ECLI:NL:RBDHA:2018:4489
Rechtbank Den Haag
- Eerste aanleg - enkelvoudig
- Rechtspraak.nl
Afwijzing machtiging tot voorlopig verblijf op basis van vervalste ongehuwdverklaring en belangenafweging onder artikel 8 EVRM en artikel 20 VWEU
In deze zaak heeft de Rechtbank Den Haag op 17 april 2018 uitspraak gedaan in een bestuursrechtelijke procedure betreffende de afwijzing van een aanvraag voor een machtiging tot voorlopig verblijf (mvv) door de staatssecretaris van Veiligheid en Justitie. Eiseres, een Venezolaanse vrouw, had een aanvraag ingediend om bij haar Nederlandse referent te kunnen verblijven. De aanvraag werd afgewezen omdat eiseres niet kon aantonen dat zij ongehuwd was, en de overgelegde ongehuwdverklaring werd door Bureau Documenten als vervalst aangemerkt. Eiseres heeft in beroep een nieuwe ongehuwdverklaring overgelegd, maar de rechtbank oordeelde dat deze niet in de procedure kon worden betrokken omdat deze pas na het bestreden besluit was ingediend.
De rechtbank overwoog dat de staatssecretaris in redelijkheid had kunnen besluiten om de aanvraag af te wijzen, gezien het ontbreken van een contra-expertise en de vervalsing van de eerdere ongehuwdverklaring. Eiseres voerde aan dat haar rechten onder artikel 8 van het Europees Verdrag voor de Rechten van de Mens (EVRM) en artikel 20 van het Verdrag betreffende de werking van de Europese Unie (VWEU) waren geschonden, maar de rechtbank oordeelde dat de staatssecretaris voldoende had gemotiveerd dat er geen inmenging was in het gezinsleven, aangezien eiseres niet voldeed aan de toelatingsvoorwaarden.

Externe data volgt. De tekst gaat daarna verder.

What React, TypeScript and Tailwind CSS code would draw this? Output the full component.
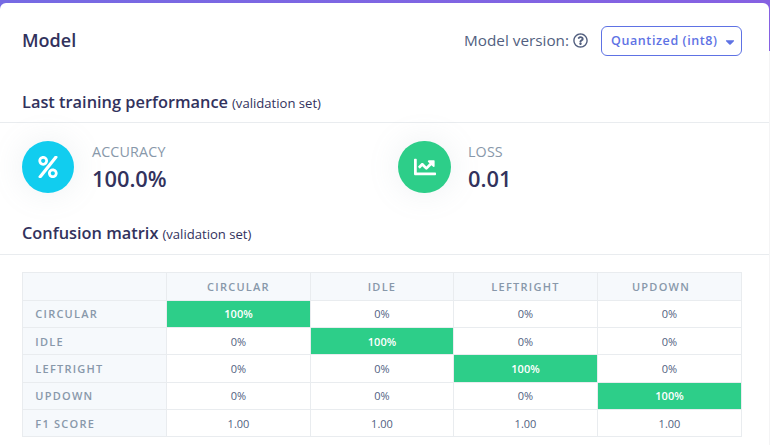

De rechtbank concludeerde dat de afwijzing van de aanvraag niet in strijd was met de relevante artikelen en dat er geen bijzondere omstandigheden waren die een uitzondering op het mvv-vereiste rechtvaardigden. Het beroep van eiseres werd ongegrond verklaard, en de rechtbank oordeelde dat er geen aanleiding was voor een proceskostenveroordeling. De uitspraak werd openbaar uitgesproken en er werd een rechtsmiddel tegen de uitspraak aangegeven.